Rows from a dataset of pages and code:
......

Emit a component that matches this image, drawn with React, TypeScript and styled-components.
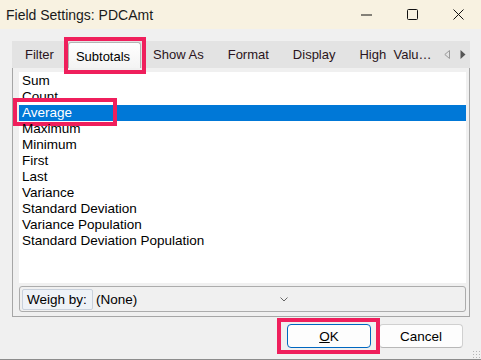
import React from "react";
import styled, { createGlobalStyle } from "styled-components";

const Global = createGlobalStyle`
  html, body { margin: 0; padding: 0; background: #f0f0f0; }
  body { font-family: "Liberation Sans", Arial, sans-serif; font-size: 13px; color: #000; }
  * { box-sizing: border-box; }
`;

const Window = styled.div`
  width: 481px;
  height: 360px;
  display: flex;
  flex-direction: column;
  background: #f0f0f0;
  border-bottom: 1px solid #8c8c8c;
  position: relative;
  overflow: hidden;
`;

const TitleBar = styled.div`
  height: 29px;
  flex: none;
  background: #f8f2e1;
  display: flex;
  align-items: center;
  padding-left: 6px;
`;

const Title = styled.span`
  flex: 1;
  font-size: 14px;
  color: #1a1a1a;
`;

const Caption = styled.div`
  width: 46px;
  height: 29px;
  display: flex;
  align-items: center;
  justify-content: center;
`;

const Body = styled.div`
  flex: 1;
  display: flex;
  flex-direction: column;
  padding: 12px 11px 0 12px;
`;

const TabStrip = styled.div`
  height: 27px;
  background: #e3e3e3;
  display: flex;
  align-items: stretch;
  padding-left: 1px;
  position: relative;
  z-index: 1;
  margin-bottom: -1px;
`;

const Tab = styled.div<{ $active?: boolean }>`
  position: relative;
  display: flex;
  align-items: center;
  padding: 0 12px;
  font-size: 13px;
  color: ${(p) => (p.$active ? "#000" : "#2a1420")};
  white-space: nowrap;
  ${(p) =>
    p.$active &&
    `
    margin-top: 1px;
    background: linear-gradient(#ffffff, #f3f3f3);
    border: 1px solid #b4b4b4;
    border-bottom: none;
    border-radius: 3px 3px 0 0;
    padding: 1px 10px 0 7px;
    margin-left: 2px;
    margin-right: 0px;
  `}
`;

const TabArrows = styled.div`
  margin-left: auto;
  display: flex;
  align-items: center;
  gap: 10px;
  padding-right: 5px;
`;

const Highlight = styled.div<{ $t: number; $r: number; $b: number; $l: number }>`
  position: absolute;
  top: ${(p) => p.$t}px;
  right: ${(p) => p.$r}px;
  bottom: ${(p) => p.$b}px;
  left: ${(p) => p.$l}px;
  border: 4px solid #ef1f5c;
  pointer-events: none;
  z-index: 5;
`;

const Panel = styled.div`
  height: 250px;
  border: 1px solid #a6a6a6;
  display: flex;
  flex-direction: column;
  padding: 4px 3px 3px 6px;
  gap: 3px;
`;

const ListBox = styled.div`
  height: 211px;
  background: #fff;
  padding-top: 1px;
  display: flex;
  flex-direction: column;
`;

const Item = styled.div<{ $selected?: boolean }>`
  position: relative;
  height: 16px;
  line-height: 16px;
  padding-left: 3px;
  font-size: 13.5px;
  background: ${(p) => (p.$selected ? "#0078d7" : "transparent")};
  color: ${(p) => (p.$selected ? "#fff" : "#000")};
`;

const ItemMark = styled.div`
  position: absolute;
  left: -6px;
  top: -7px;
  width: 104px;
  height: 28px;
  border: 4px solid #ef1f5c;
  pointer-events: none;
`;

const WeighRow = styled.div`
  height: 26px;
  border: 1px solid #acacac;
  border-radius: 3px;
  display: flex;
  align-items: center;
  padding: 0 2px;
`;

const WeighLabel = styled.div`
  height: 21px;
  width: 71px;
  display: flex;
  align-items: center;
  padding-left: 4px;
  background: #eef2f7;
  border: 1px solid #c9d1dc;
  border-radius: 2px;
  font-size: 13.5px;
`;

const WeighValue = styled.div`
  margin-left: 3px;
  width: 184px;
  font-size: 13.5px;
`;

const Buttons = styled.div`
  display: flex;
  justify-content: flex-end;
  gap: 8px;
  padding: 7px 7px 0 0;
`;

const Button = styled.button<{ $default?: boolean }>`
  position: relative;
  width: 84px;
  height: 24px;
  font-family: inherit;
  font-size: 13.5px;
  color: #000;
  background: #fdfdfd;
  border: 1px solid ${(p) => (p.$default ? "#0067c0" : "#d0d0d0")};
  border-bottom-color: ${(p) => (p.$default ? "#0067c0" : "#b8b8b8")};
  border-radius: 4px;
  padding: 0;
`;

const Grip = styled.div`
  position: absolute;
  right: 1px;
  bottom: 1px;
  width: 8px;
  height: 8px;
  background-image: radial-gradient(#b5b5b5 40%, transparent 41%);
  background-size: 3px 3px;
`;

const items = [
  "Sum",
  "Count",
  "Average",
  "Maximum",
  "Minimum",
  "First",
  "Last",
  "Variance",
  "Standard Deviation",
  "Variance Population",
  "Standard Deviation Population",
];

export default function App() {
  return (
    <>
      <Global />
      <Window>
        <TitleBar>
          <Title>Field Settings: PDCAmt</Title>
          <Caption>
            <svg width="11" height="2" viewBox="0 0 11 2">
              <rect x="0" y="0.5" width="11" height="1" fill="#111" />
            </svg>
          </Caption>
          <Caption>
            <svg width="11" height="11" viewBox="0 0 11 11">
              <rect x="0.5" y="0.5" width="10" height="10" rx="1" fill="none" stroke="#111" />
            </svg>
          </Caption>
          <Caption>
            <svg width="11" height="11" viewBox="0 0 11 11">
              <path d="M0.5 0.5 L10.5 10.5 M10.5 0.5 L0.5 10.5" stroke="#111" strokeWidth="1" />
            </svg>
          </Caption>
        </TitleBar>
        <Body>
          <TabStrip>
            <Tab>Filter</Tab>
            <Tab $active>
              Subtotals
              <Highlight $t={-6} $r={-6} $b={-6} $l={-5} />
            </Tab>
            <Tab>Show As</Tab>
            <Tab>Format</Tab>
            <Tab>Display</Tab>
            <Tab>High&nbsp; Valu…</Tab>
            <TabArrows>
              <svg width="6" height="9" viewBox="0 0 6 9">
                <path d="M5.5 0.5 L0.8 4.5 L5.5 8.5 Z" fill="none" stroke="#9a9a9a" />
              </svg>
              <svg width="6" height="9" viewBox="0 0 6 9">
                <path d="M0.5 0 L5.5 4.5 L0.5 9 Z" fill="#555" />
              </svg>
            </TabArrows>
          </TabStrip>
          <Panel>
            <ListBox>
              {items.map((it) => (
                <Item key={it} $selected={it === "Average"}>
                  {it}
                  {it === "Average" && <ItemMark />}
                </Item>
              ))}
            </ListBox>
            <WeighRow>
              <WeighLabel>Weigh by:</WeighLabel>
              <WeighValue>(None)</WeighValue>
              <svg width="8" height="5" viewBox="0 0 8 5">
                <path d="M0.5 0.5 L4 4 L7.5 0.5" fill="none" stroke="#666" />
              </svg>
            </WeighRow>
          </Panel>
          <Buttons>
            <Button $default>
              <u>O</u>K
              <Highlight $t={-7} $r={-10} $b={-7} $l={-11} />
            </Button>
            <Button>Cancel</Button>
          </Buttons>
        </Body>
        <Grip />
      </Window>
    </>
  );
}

......

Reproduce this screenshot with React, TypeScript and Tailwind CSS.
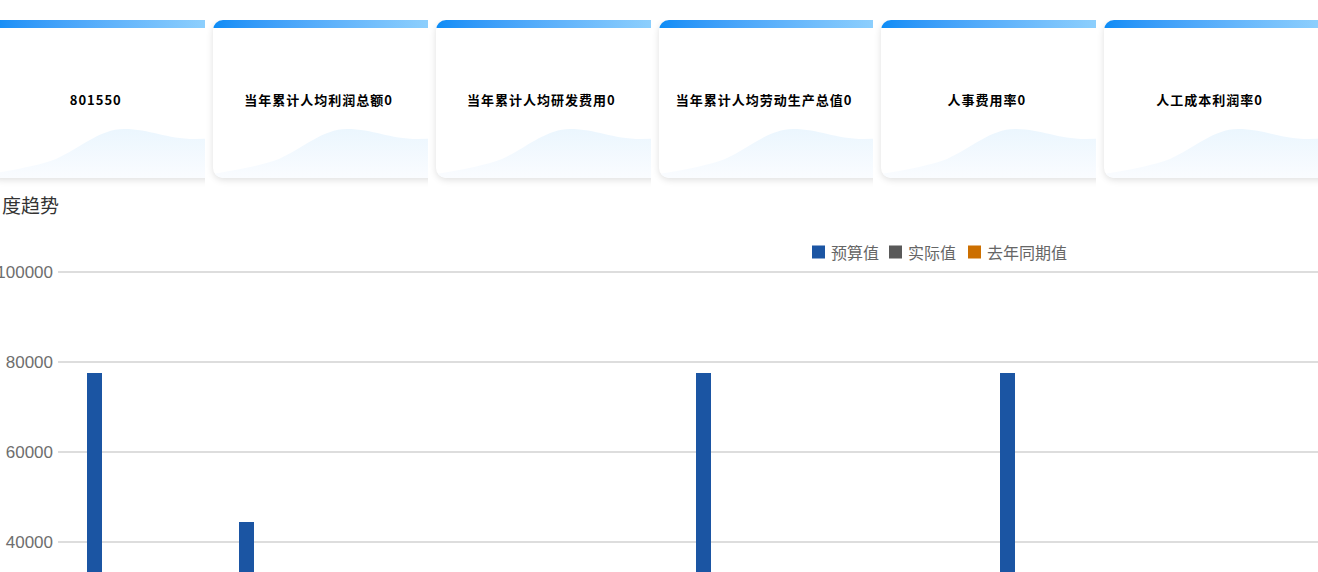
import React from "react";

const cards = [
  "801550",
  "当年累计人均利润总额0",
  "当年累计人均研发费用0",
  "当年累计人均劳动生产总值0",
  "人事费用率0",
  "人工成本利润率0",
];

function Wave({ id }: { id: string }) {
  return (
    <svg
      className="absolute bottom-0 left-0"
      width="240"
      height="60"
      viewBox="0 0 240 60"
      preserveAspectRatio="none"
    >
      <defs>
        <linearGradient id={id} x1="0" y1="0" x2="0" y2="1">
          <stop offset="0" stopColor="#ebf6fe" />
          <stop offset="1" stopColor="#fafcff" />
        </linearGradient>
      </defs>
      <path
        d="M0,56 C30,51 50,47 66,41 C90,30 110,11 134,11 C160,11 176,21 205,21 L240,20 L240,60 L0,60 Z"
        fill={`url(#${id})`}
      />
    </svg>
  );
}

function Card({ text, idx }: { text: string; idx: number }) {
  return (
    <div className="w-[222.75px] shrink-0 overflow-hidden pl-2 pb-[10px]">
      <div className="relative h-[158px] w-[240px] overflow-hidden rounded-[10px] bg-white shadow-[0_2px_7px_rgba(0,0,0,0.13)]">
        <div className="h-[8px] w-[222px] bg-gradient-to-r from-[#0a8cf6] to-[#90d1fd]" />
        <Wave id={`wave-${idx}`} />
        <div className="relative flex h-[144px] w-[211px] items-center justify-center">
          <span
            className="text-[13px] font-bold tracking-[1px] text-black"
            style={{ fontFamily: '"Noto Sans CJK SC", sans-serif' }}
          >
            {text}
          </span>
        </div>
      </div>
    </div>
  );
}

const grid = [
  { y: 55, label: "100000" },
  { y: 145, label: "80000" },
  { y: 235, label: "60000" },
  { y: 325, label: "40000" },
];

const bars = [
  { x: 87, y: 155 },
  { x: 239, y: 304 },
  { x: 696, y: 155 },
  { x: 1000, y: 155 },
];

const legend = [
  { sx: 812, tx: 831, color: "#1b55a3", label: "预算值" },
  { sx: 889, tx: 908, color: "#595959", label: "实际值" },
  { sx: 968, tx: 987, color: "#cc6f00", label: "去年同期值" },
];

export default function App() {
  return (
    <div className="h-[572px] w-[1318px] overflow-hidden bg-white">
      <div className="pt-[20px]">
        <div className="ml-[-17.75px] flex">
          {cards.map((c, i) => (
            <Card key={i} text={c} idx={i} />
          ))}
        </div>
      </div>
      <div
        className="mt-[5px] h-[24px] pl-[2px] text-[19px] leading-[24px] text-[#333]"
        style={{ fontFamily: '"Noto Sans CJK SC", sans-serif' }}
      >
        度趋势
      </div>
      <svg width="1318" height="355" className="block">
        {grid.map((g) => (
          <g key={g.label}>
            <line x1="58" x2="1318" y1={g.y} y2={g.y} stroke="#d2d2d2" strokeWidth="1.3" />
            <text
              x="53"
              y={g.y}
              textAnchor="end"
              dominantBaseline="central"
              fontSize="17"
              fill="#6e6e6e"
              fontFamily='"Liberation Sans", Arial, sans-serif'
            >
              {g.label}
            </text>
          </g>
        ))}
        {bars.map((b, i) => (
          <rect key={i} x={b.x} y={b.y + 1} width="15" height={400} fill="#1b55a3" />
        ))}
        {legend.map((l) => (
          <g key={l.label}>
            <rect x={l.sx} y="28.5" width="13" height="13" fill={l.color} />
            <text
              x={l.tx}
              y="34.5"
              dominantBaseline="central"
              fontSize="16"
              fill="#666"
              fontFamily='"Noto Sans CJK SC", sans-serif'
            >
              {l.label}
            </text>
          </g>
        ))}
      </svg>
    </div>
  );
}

......

### WHAT IS EXPECTED
Write out each line of the data that holds the string "TypeScript".

### THE REPLY
Emit a component that matches this image, drawn with React, TypeScript and styled-components.
Reproduce this screenshot with React, TypeScript and Tailwind CSS.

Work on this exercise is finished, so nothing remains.